Wow.  If that doesn't sum up how depraved we are, then I'm not sure what does.  I'm not sure why he even wrote the rest of the letter.  I'd have written that single sentence and then been like, "boom! I'm outta here!"

One more time.  But for the grace of God, the Earth would be the very image of hell.

I've been a Christian a while, and I'm not sure I've ever really understood what the grace of God means, but that sentence gives me a much better idea.

I have lots of friends who either are counselors or are in counseling, so I feel like I'm constantly using counseling lingo.  Shoot, I could probably play one on TV. I can't even remember which one of my friends said this, but it went something like, "If you're not in love with the idea of marriage more than the person you're married to, then you won't stay married."
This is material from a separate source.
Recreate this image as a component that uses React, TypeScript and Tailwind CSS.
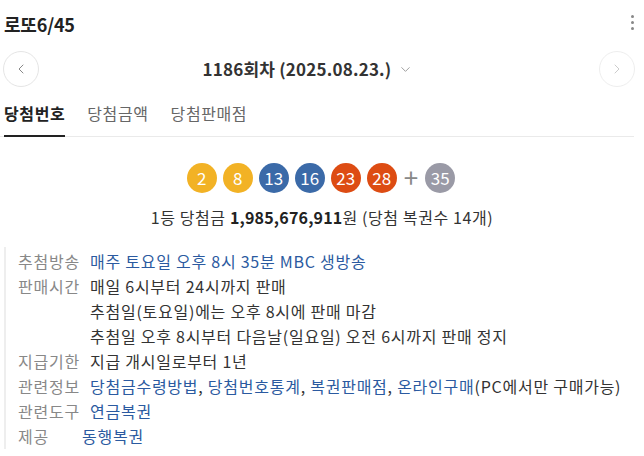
import { ChevronLeft, ChevronRight, ChevronDown } from 'lucide-react';

const balls = [
    { n: 2, c: 'bg-[#f2b225]' },
    { n: 8, c: 'bg-[#f2b225]' },
    { n: 13, c: 'bg-[#3b6aa8]' },
    { n: 16, c: 'bg-[#3b6aa8]' },
    { n: 23, c: 'bg-[#dd4c13]' },
    { n: 28, c: 'bg-[#dd4c13]' },
];

function Ball({ n, c }: { n: number; c: string }) {
    return (
        <div className={`w-[30px] h-[30px] rounded-full ${c} text-white text-[17px] flex items-center justify-center`}>
            {n}
        </div>
    );
}

export default function App() {
    const font = { fontFamily: '"Noto Sans CJK KR", "Noto Sans", sans-serif' };
    return (
        <div className="w-[644px] h-[456px] bg-white overflow-hidden text-[#222]" style={font}>
            {/* header */}
            <div className="flex items-center justify-between h-[48px] pl-[4px]">
                <h1 className="text-[18px] font-bold tracking-[-0.2px]">로또6/45</h1>
                <div className="flex flex-col gap-[3px] pr-[10px] -mt-[4px]">
                    <span className="w-[3px] h-[3px] rounded-full bg-[#888]" />
                    <span className="w-[3px] h-[3px] rounded-full bg-[#888]" />
                    <span className="w-[3px] h-[3px] rounded-full bg-[#888]" />
                </div>
            </div>

            {/* round selector */}
            <div className="flex items-center justify-between h-[42px] pl-[3px] pr-[9px]">
                <button className="w-[36px] h-[36px] rounded-full border border-[#e5e5e5] flex items-center justify-center text-[#888]">
                    <ChevronLeft size={16} strokeWidth={1.5} />
                </button>
                <div className="flex items-center gap-[7px] pr-[22px]">
                    <span className="text-[17px] font-bold text-[#333] tracking-[0.2px]">1186회차 (2025.08.23.)</span>
                    <ChevronDown size={15} strokeWidth={1.5} className="text-[#999]" />
                </div>
                <button className="w-[36px] h-[36px] rounded-full border border-[#eee] flex items-center justify-center text-[#ccc]">
                    <ChevronRight size={16} strokeWidth={1.5} />
                </button>
            </div>

            {/* tabs */}
            <div className="flex items-end gap-[22px] pl-[4px] mr-[10px] h-[47px] border-b border-[#eaeaea] text-[16px] tracking-[0.6px]">
                <div className="font-bold text-[#222] pb-[10px] border-b-2 border-[#222] -mb-px">당첨번호</div>
                <div className="text-[#666] pb-[11px]">당첨금액</div>
                <div className="text-[#666] pb-[11px]">당첨판매점</div>
            </div>

            {/* balls */}
            <div className="flex items-center justify-center gap-[6px] mt-[26px] pr-[2px]">
                {balls.map((b) => (
                    <Ball key={b.n} n={b.n} c={b.c} />
                ))}
                <span className="text-[26px] text-[#888] leading-none px-[1px] -mt-[3px]">+</span>
                <Ball n={35} c="bg-[#9a9aa6]" />
            </div>

            <p className="text-center text-[16px] text-[#333] mt-[12px] tracking-[0.6px]">
                1등 당첨금 <b className="text-[#222] tracking-[0.2px]">1,985,676,911</b>원 (당첨 복권수 14개)
            </p>

            {/* info */}
            <div className="mt-[18px] ml-[4px] border-l-2 border-[#eee] pl-[12px] pt-[2px] text-[16px] leading-[25px] tracking-[0.75px]">
                <div className="flex">
                    <span className="w-[72px] text-[#888] shrink-0">추첨방송</span>
                    <span className="text-[#2b5aa0]">매주 토요일 오후 8시 35분 MBC 생방송</span>
                </div>
                <div className="flex">
                    <span className="w-[72px] text-[#888] shrink-0">판매시간</span>
                    <div className="text-[#333]">
                        <div>매일 6시부터 24시까지 판매</div>
                        <div>추첨일(토요일)에는 오후 8시에 판매 마감</div>
                        <div>추첨일 오후 8시부터 다음날(일요일) 오전 6시까지 판매 정지</div>
                    </div>
                </div>
                <div className="flex">
                    <span className="w-[72px] text-[#888] shrink-0">지급기한</span>
                    <span className="text-[#333]">지급 개시일로부터 1년</span>
                </div>
                <div className="flex">
                    <span className="w-[72px] text-[#888] shrink-0">관련정보</span>
                    <span className="text-[#333]">
                        <span className="text-[#2b5aa0]">당첨금수령방법</span>,{' '}
                        <span className="text-[#2b5aa0]">당첨번호통계</span>,{' '}
                        <span className="text-[#2b5aa0]">복권판매점</span>,{' '}
                        <span className="text-[#2b5aa0]">온라인구매</span>(PC에서만 구매가능)
                    </span>
                </div>
                <div className="flex">
                    <span className="w-[72px] text-[#888] shrink-0">관련도구</span>
                    <span className="text-[#2b5aa0]">연금복권</span>
                </div>
                <div className="flex">
                    <span className="w-[64px] text-[#888] shrink-0">제공</span>
                    <span className="text-[#2b5aa0]">동행복권</span>
                </div>
            </div>
        </div>
    );
}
Genius.  It was like God slapping me upside the face with a truckload of shiny.

Yeah the quote's about marriage, but it was like God was telling me, "you have to love the idea of me more than your experience of me in this moment or we ain't gonna get anywhere sweetheart."

I mean, duh.  It's so obvious after it hits you over the head.

In the book Where The Red Fern Grows, they make a raccoon trap where the hole is big enough for the flat hand to go in but too small for the fist to come out.  I've always wondered if this trap was legitimate, but apparently raccoons are so stubborn they won't let go of something they've picked up. So the raccoon just sits there, stubborn to the death because it won't let go of whatever was in that hole.

And I got my fist wrapped so tightly around my own agenda that I'm sitting on a log just mad as can be at God for not working things out like I asked.  Here I am shaking my fist that's stuck in a trap and looking like an idiot and missing all the shiny things out there because I'm so fixated on this one little piece.  All I have to do is let it go.  Why is that so hard?